At least if Dean Hall and other like-minded people get their way.

CEOs screaming for an "educated workforce and not enough programmers and engineers!" and then they dump wages into the ground......
 
Pathetic and this isn't even the first time he's threatened to take his studio overseas. A few months back, he wasn't happy with the internet speeds at his new studio (I think they were taking a while to lay out the fiber network because it was a new building or something). And now this.

He comes across like he has a tantrum every time he doesn't get his way.
 

joezombie

Member
It seems like the argument is that the government is considering software development salaries, whereas Hall is talking specifically about game developer salaries, which are always lower

It's pretty unrealistic to start your studio in a western country and expect to be permitted to bring in a ton of low-cost overseas technical people though
 
"Hey man, I see you got that sweet in demand degree! Want to come to NZ and shit for money? We're not paying for relocation tho"

I made $11 working at Steinmart in Receiving in HS back in 2004.

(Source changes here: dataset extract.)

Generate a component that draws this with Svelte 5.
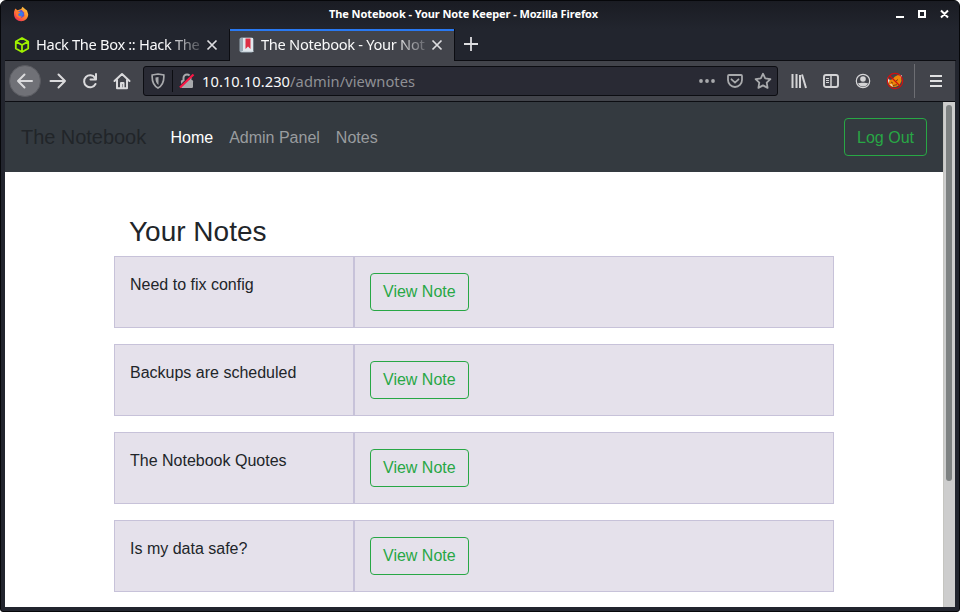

Ain't no way in hell people can argue with a straight face that a CS graduate should be paid that in 2015. If people are seriously trying to argue that, then college OFFICIALLY is a waste of money and time.
 

eiskaltnz

Member
As having graduated in the past few years I know a lot of people who have got programming graduate positions around New Zealand and everyone has been at least $50k NZD minimum with most people above that and everyone being over $60k within the first year or so. The New Zealand dollar has recently dropped a lot compared to the US dollar so I don't feel that direct comparisons are fair at the moment.

I think it is actually disgusting that he is trying to pay so little, but I don't know how that compares to other game development graduate positions in New Zealand.
 

Mario

Sidhe / PikPok
I think it is actually disgusting that he is trying to pay so little, but I don't know how that compares to other game development graduate positions in New Zealand.

Graduate programmers getting game roles in Wellington and Auckland usually fall into the $40-45k range. Smaller studios may be offering just under the $40k mark.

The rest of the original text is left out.